Santa's workshop may be in the North Pole, but inside a truck, and small garage at the King residence, the legacy of the Nationaly City Santa lives on.

"Cause he didn't want it to stop. He wanted it to go on, and it's going. And this is my Christmas present," said National City resident Sharlene King.

Sharlene is the wife of "National City's Santa," Frank King. They started handing out toys to neighborhood kids 40-years ago, and it always brought them joy, she said.

"He was always in his glory with this going on in Christmas. He loved Christmas, and he just loved doing this," said King.

But a year ago, just days before Christmas, Frank lost his battle with cancer. There were questions on who would step up to give gifts to the kids. That's where King's kids, Sharlene, and a motorcycle group that Frank belonged to, called the Boozefighters stepped in.

"Just to see the faces of the kids, they're so happy. These people in line have no toys, have no Christmas, and this is it for them," said James Gooden, son of Frank King.

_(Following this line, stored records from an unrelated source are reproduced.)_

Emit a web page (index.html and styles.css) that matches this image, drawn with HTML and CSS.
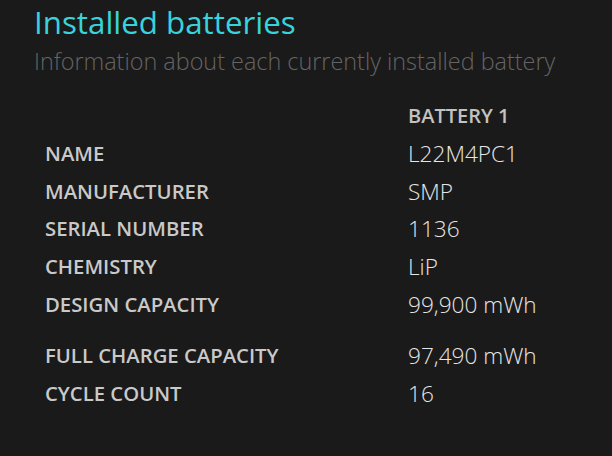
FILE: index.html
```html
<!DOCTYPE html>
<html>
<head>
<meta charset="utf-8">
<link rel="stylesheet" href="styles.css">
</head>
<body>
<div class="page">
  <h1 class="title">Installed batteries</h1>
  <p class="subtitle">Information about each currently installed battery</p>
  <div class="table">
    <div class="row head"><span class="label"></span><span class="col-head">BATTERY 1</span></div>
    <div class="row"><span class="label">NAME</span><span class="value">L22M4PC1</span></div>
    <div class="row"><span class="label">MANUFACTURER</span><span class="value">SMP</span></div>
    <div class="row"><span class="label">SERIAL NUMBER</span><span class="value">1136</span></div>
    <div class="row"><span class="label">CHEMISTRY</span><span class="value">LiP</span></div>
    <div class="row"><span class="label">DESIGN CAPACITY</span><span class="value">99,900 mWh</span></div>
    <div class="row gap"><span class="label">FULL CHARGE CAPACITY</span><span class="value">97,490 mWh</span></div>
    <div class="row"><span class="label">CYCLE COUNT</span><span class="value">16</span></div>
  </div>
</div>
</body>
</html>
```
FILE: styles.css
```css
html, body {
  margin: 0;
  background: #1a1a1a;
  height: 100%;
}
body {
  font-family: "Open Sans", "Noto Sans", sans-serif;
}
.page {
  padding: 7px 0 0 34px;
}
.title {
  margin: 0;
  font-size: 31.3px;
  line-height: 31px;
  font-weight: 400;
  color: #38d3dc;
}
.subtitle {
  margin: 11px 0 0 0;
  font-size: 23.4px;
  line-height: 24px;
  font-weight: 300;
  color: #646464;
}
.table {
  margin: 24px 0 0 11px;
  display: flex;
  flex-direction: column;
}
.row {
  display: grid;
  grid-template-columns: 363px auto;
  height: 37.8px;
  line-height: 37.8px;
}
.row.gap {
  margin-top: 13.5px;
}
.label {
  font-size: 20.3px;
  font-weight: 600;
  color: #c9c9c9;
}
.col-head {
  font-size: 20px;
  font-weight: 600;
  color: #c2c2c2;
}
.value {
  font-size: 22.6px;
  font-weight: 300;
  color: #e6e6e6;
}
```
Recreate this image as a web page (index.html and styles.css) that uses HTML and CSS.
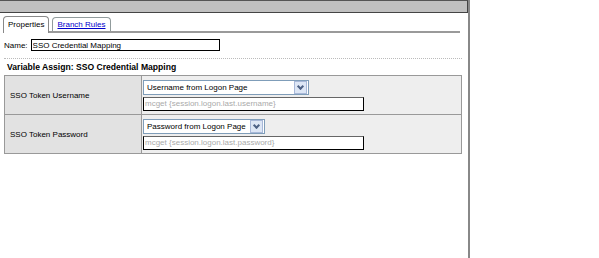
FILE: index.html
```
<!DOCTYPE html>
<html lang="en">
<head>
    <meta charset="UTF-8">
    <title>SSO Credential Mapping</title>
    <link rel="stylesheet" href="styles.css">
</head>
<body>
    <div class="panel">
        <div class="titlebar"></div>
        <div class="tabs">
            <div class="tab active">Properties</div>
            <div class="tab"><a href="#">Branch Rules</a></div>
        </div>
        <div class="name-row">
            <label>Name:</label>
            <input type="text" class="name-input" value="SSO Credential Mapping">
        </div>
        <div class="section">
            <div class="heading">Variable Assign: SSO Credential Mapping</div>
            <table class="assign">
                <tr>
                    <td class="key">SSO Token Username</td>
                    <td class="val">
                        <div class="select wide"><span>Username from Logon Page</span><span class="arrow"></span></div>
                        <div class="expr">mcget {session.logon.last.username}</div>
                    </td>
                </tr>
                <tr>
                    <td class="key">SSO Token Password</td>
                    <td class="val">
                        <div class="select"><span>Password from Logon Page</span><span class="arrow"></span></div>
                        <div class="expr">mcget {session.logon.last.password}</div>
                    </td>
                </tr>
            </table>
        </div>
    </div>
</body>
</html>
```

FILE: styles.css
```
body {
    margin: 0;
    font-family: "Liberation Sans", Arial, sans-serif;
    font-size: 8px;
    color: #000;
    background: #fff;
}
.panel {
    width: 468px;
    height: 258px;
    border-right: 2px solid #888;
}
.titlebar {
    height: 11px;
    background: #c0c0c0;
    border-top: 1px solid #555;
    border-bottom: 1px solid #444;
    border-right: 1px solid #444;
}
.tabs {
    display: flex;
    align-items: flex-end;
    gap: 3px;
    margin: 2px 8px 0 3px;
    border-bottom: 2px solid #9a9a9a;
    height: 16px;
}
.tab {
    border: 1px solid #919b9c;
    border-bottom: none;
    border-radius: 4px 4px 0 0;
    padding: 0 4px;
    height: 13px;
    line-height: 13px;
    background: #fff;
}
.tab.active {
    height: 15px;
    line-height: 15px;
    margin-bottom: -2px;
    border-color: #888;
    padding: 0 4px 1px;
}
.tab a {
    color: #0000cc;
}
.name-row {
    display: flex;
    align-items: center;
    gap: 3px;
    margin: 6px 0 0 4px;
}
.name-input {
    width: 185px;
    height: 10px;
    padding: 0 1px;
    border: 1px solid #000;
    font: inherit;
}
.section {
    margin: 7px 6px 0 4px;
    border-top: 1px dotted #bbb;
}
.heading {
    font-weight: bold;
    font-size: 8.6px;
    padding: 3px 0 0 3px;
    height: 13px;
}
.assign {
    width: 100%;
    border-collapse: collapse;
    border: 1px solid #999;
}
.assign td {
    border: 1px solid #999;
    height: 38px;
    padding: 0;
}
.key {
    width: 131px;
    background: #e2e2e2;
    padding-left: 5px !important;
}
.val {
    background: #eee;
    padding-left: 1px !important;
}
.select {
    display: inline-flex;
    align-items: center;
    justify-content: space-between;
    background: #fff;
    border: 1px solid #7f9db9;
    height: 13px;
    padding-left: 3px;
    gap: 4px;
}
.select.wide {
    width: 161px;
}
.arrow {
    width: 11px;
    height: 11px;
    margin-right: 1px;
    border: 1px solid #a8b8d8;
    background: #dde6f5;
    position: relative;
}
.arrow::after {
    content: "";
    position: absolute;
    left: 3px;
    top: 2px;
    width: 3px;
    height: 3px;
    border-right: 2px solid #4d6185;
    border-bottom: 2px solid #4d6185;
    transform: rotate(45deg);
}
.expr {
    margin-top: 2px;
    width: 218px;
    height: 12px;
    line-height: 12px;
    border: 1px solid #000;
    border-top-color: #666;
    background: #fff;
    color: #aaa;
    padding-left: 1px;
    overflow: hidden;
    white-space: nowrap;
}
```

Since early Thursday morning, hundreds of families lined up along East 3rd Street, and around the block for a wristband that marks "bike" or "toy."

"We don't have money for them for Christmas, so it's good coming over here. It's a good place for the kids to have their toys," said National City resident Griselda Chavez.

The families will come back around 7 a.m. Christmas morning in the order they received their wristbands for a chance to either get a bike or a toy. Helpers will help distribute the toys, and in essence, keep the National City Santa's memory alive.

"He's looking down. He's here right now saying thank you son," said Gooden.

Because of tough economic times, the King family said they didn't receive as many donated bikes as in previous years. But they said, they are hopeful every kid will come out with a toy.